Go Behind-the-Scenes of Christopher Williams Painting Conservation
CONSERVATION work is well underway on six oil paintings by the celebrated Welsh artist Christopher Williams (1873-1934). They have been temporarily removed from Maesteg Town Hall, whilst the building undergoes an £8.2m redevelopment.
The paintings – Paolo and Francesca, ‘Now I’m the Judge’, Alice Sophia Amelia Stopford Green, The Remorse of Judas, Mrs Sackvill-Evans and Mr Evan Williams – are being treated by the nationally renowned painting conservator Rachel Howells at her studio in South Wales.
Awen Cultural Trust, the registered charity which is working in partnership with Bridgend County Borough Council on the repair, restoration and extension of the Grade II listed buildinghas released a short video which provides a behind-the-scenes look of this work in progress.
Rachel and her colleague Sarah are assessing the condition of each of the paintings thoroughly; photographing the paintings whilst in their frames and throughout the process as they are removed; and documenting any interesting labels and signatures found on the back of the frames and artwork.

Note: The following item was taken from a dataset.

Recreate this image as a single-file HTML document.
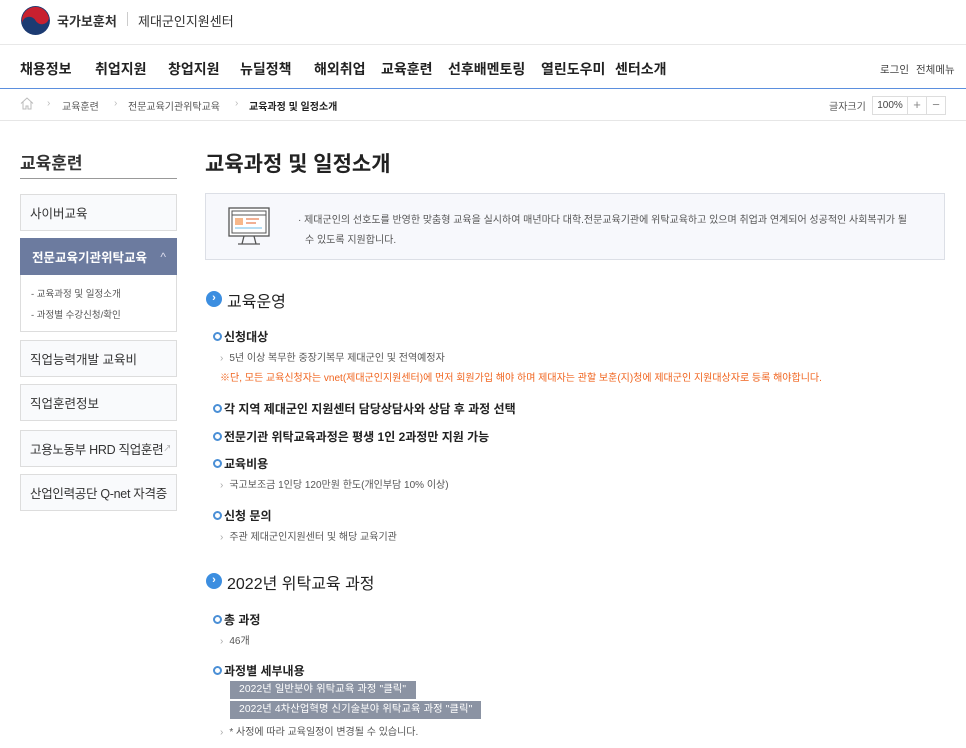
<!DOCTYPE html>
<html><head><meta charset="utf-8">
<style>
*{margin:0;padding:0;box-sizing:border-box}
body{width:966px;height:748px;overflow:hidden;background:#fff;font-family:"Liberation Sans","Noto Sans CJK KR",sans-serif;color:#222;position:relative}
.a{position:absolute;white-space:nowrap}
.nav{font-size:14px;font-weight:bold;color:#222;top:59px}
.bc{font-size:10px;color:#555;top:98px}
.chev{font-size:10px;color:#bbb;top:98px}
.sb{position:absolute;left:20px;width:157px;border:1px solid #ddd;background:#f9fafc;font-size:12.5px;color:#333;padding-left:9px;display:flex;align-items:center;white-space:nowrap;overflow:hidden}
.h3{font-size:16px;color:#222;font-weight:normal}
.ic{position:absolute;width:16px;height:16px;border-radius:50%;background:#3c8ee0;color:#fff;font-size:11px;font-weight:bold;text-align:center;line-height:15px}
.h4{font-size:12px;font-weight:bold;color:#222}
.dot{display:inline-block;width:9px;height:9px;border-radius:50%;border:2.5px solid #4a8fd6;margin-right:2px;vertical-align:0px}
.li{font-size:10px;color:#555}
.li:before{content:"›";color:#aaa;margin-right:6px}
.btn{position:absolute;left:230px;height:18px;background:#8b93a3;color:#fff;font-size:10.3px;padding:0 9px;line-height:18px;white-space:nowrap;letter-spacing:0.1px}
</style></head><body>
<svg class="a" style="left:20px;top:5px" width="31" height="31" viewBox="0 0 30 30"><circle cx="15" cy="15" r="14" fill="#1c3b72"/><path d="M2 17a13 13 0 0 1 26-4a7 7 0 0 1-13 2a7 7 0 0 0-13 2z" fill="#c8202f"/></svg>
<div class="a" style="left:57px;top:11px;font-size:13px;font-weight:bold;color:#333">국가보훈처</div>
<div class="a" style="left:127px;top:12px;width:1px;height:14px;background:#ccc"></div>
<div class="a" style="left:138px;top:11px;font-size:13px;color:#333">제대군인지원센터</div>
<div class="a" style="left:0;top:44px;width:966px;height:1px;background:#e8e8e8"></div>
<div class="a nav" style="left:20px">채용정보</div>
<div class="a nav" style="left:95px">취업지원</div>
<div class="a nav" style="left:168px">창업지원</div>
<div class="a nav" style="left:240px">뉴딜정책</div>
<div class="a nav" style="left:314px">해외취업</div>
<div class="a nav" style="left:381px">교육훈련</div>
<div class="a nav" style="left:448px">선후배멘토링</div>
<div class="a nav" style="left:541px">열린도우미</div>
<div class="a nav" style="left:615px">센터소개</div>
<div class="a" style="left:880px;top:62px;font-size:10.5px;color:#444">로그인</div>
<div class="a" style="left:916px;top:62px;font-size:10.5px;color:#444">전체메뉴</div>
<div class="a" style="left:0;top:88px;width:966px;height:1px;background:#5b8fde"></div>
<svg class="a" style="left:20px;top:97px" width="14" height="13" viewBox="0 0 14 13"><path d="M1 6.5L7 1l6 5.5M3 5v7h3V9h2v3h3V5" fill="none" stroke="#bbb" stroke-width="1"/></svg>
<div class="a chev" style="left:47px">›</div>
<div class="a bc" style="left:62px">교육훈련</div>
<div class="a chev" style="left:114px">›</div>
<div class="a bc" style="left:128px">전문교육기관위탁교육</div>
<div class="a chev" style="left:235px">›</div>
<div class="a bc" style="left:249px;color:#222;font-weight:bold">교육과정 및 일정소개</div>
<div class="a" style="left:829px;top:98px;font-size:10px;color:#555">글자크기</div>
<div class="a" style="left:872px;top:96px;width:36px;height:19px;border:1px solid #ddd;font-size:10px;color:#444;text-align:center;line-height:17px">100%</div>
<div class="a" style="left:908px;top:96px;width:19px;height:19px;border:1px solid #ddd;border-left:0;font-size:13px;color:#888;text-align:center;line-height:16px">+</div>
<div class="a" style="left:927px;top:96px;width:19px;height:19px;border:1px solid #ddd;border-left:0;font-size:13px;color:#888;text-align:center;line-height:16px">−</div>
<div class="a" style="left:0;top:120px;width:966px;height:1px;background:#e6e6e6"></div>
<div class="a" style="left:20px;top:149px;font-size:17px;font-weight:bold;color:#333">교육훈련</div>
<div class="a" style="left:20px;top:178px;width:157px;height:1px;background:#999"></div>
<div class="sb" style="top:194px;height:37px">사이버교육</div>
<div class="sb" style="top:238px;height:37px;background:#6c7b9f;border-color:#6c7b9f;color:#fff;font-weight:bold;padding-left:11px">전문교육기관위탁교육<span style="position:absolute;right:10px;font-weight:normal;font-size:12px;color:#dde">^</span></div>
<div class="a" style="left:20px;top:275px;width:157px;height:57px;border:1px solid #ddd;border-top:0;background:#fff"></div>
<div class="a" style="left:31px;top:286px;font-size:9.5px;color:#555">- 교육과정 및 일정소개</div>
<div class="a" style="left:31px;top:307px;font-size:9.5px;color:#555">- 과정별 수강신청/확인</div>
<div class="sb" style="top:340px;height:37px">직업능력개발 교육비</div>
<div class="sb" style="top:384px;height:37px">직업훈련정보</div>
<div class="sb" style="top:430px;height:37px;letter-spacing:-0.3px">고용노동부 HRD 직업훈련<span style="font-size:8px;color:#999">↗</span></div>
<div class="sb" style="top:474px;height:37px;letter-spacing:-0.3px">산업인력공단 Q-net 자격증</div>
<div class="a" style="left:205px;top:148px;font-size:21px;font-weight:bold;color:#222">교육과정 및 일정소개</div>
<div class="a" style="left:205px;top:193px;width:740px;height:67px;background:#f7f8fc;border:1px solid #dcdfe6"></div>
<svg class="a" style="left:226px;top:206px" width="46" height="42" viewBox="0 0 46 42"><rect x="3" y="2" width="40" height="28" fill="#fff" stroke="#555" stroke-width="1.3"/><rect x="6" y="5" width="34" height="22" fill="none" stroke="#555" stroke-width="1"/><line x1="6" y1="9" x2="40" y2="9" stroke="#555"/><rect x="9" y="12" width="8" height="7" fill="#f8b88a"/><line x1="20" y1="13" x2="33" y2="13" stroke="#e9865a" stroke-width="1.3"/><line x1="20" y1="17" x2="30" y2="17" stroke="#e9865a" stroke-width="1.3"/><line x1="9" y1="22" x2="36" y2="22" stroke="#9fd3ef" stroke-width="1.5"/><path d="M18 30l-2 8h14l-2-8M12 38h22" fill="none" stroke="#555" stroke-width="1.3"/></svg>
<div class="a" style="left:298px;top:211px;font-size:10px;color:#555">· 제대군인의 선호도를 반영한 맞춤형 교육을 실시하여 매년마다 대학.전문교육기관에 위탁교육하고 있으며 취업과 연계되어 성공적인 사회복귀가 될</div>
<div class="a" style="left:305px;top:231px;font-size:10px;color:#555">수 있도록 지원합니다.</div>
<div class="ic" style="left:206px;top:291px">›</div>
<div class="a h3" style="left:227px;top:288px">교육운영</div>
<div class="a h4" style="left:213px;top:328px"><span class="dot"></span>신청대상</div>
<div class="a li" style="left:220px;top:349px">5년 이상 복무한 중장기복무 제대군인 및 전역예정자</div>
<div class="a" style="left:220px;top:369px;font-size:10px;color:#f0641e">※단, 모든 교육신청자는 vnet(제대군인지원센터)에 먼저 회원가입 해야 하며 제대자는 관할 보훈(지)청에 제대군인 지원대상자로 등록 해야합니다.</div>
<div class="a h4" style="left:213px;top:400px"><span class="dot"></span>각 지역 제대군인 지원센터 담당상담사와 상담 후 과정 선택</div>
<div class="a h4" style="left:213px;top:428px"><span class="dot"></span>전문기관 위탁교육과정은 평생 1인 2과정만 지원 가능</div>
<div class="a h4" style="left:213px;top:455px"><span class="dot"></span>교육비용</div>
<div class="a li" style="left:220px;top:476px">국고보조금 1인당 120만원 한도(개인부담 10% 이상)</div>
<div class="a h4" style="left:213px;top:507px"><span class="dot"></span>신청 문의</div>
<div class="a li" style="left:220px;top:528px">주관 제대군인지원센터 및 해당 교육기관</div>
<div class="ic" style="left:206px;top:573px">›</div>
<div class="a h3" style="left:227px;top:570px">2022년 위탁교육 과정</div>
<div class="a h4" style="left:213px;top:611px"><span class="dot"></span>총 과정</div>
<div class="a li" style="left:220px;top:632px">46개</div>
<div class="a h4" style="left:213px;top:662px"><span class="dot"></span>과정별 세부내용</div>
<div class="btn" style="top:681px;width:186px">2022년 일반분야 위탁교육 과정 "클릭"</div>
<div class="btn" style="top:701px;width:251px">2022년 4차산업혁명 신기술분야 위탁교육 과정 "클릭"</div>
<div class="a li" style="left:220px;top:723px">* 사정에 따라 교육일정이 변경될 수 있습니다.</div>
</body></html>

They then set about the painstaking task of throughly and carefully cleaning the surface of each of the paintings to remove decades of dust, dirt and other airbourne pollutents from the canvases, using soft cotton swabs.
If a painting is beginning to flake, which was experienced with ‘Now I’m the Judge’, it is stabilised by Rachel, in the first instance, so that the paint layer is completely secure before the cleaning process can take place.
Once cleaned, the six paintings will be reframed, and glazed for the first time in their lifetimes, which will help minimise their exposure to ultraviolet light when they are rehung at Maesteg Town Hall, and preserve the paintings for future generations.
Speaking about the conservation process, Rachel Howells said:
“One of the privileges of being a painting conservator is that you get nose to nose with the paintings you are working on. It is really nice that you can actually see how the artist has applied the paint, what style of brush strokes he has used, what the layer structure is, what the priming layer is, and how he’s applied paint on top of that.”
Awen Cultural Trust has received funding from The National Lottery Heritage Fund and The Pilgrim Trust towards the preservation of these paintings. Richard Hughes, Chief Executive of Awen, said:
“Maesteg-born Christopher Williams was an artist of note. His paintings – two of which he donated to Maesteg Town Hall in 1934, and four which were donated by his widow – are a significant part of the cultural heritage of the venue and the Llynfi valley. I am pleased it is within our gift to work with Rachel and Sarah to professionally conserve these paintings, so they can continue to be viewed and enjoyed, as the artist would have wanted, for very many years to come. We also look forward to finding creative ways of describing, explaining and interpreting these paintings, as well as Christopher Williams’ influence on Welsh art when we re-open the Hall in late 2021.”
Bridgend County Borough Council Leader, Huw David, added:
“Rightly described by the former prime minister David Lloyd George as being one of Wales’ most gifted artists, Christopher Williams made a huge impression upon Welsh art. It is important to ensure that his work and his legacy are protected, and I am looking forward to seeing the newly restored paintings once the conservation project has been completed.”
Born in Commercial Street, Maesteg in 1873, Christopher Williams was described by David Lloyd George as “one of the most gifted artists Wales has produced”. His father, Evan, wanted Christopher to become a doctor but after a visit to the Walker Art Gallery in Liverpool in 1892 he resolved to become a painter. He went on to study at Neath Technical Institute, the Royal College of Art and the Royal Academy Schools.
A member of the Royal Society of British Artists, Williams undertook numerous commissions for key figures of his day. In 1911 King George V commissioned him to paint the investiture of Edward, Prince of Wales at Caernarfon Castle. Other key works include his painting of the Welsh Charge at Mametz Wood, which hangs in the National Museum of Wales, and three paintings of characters from the Mabinogion, two of which are in Glynn Vivian Gallery, Swansea and one of which is in Newport Museum and Art Gallery.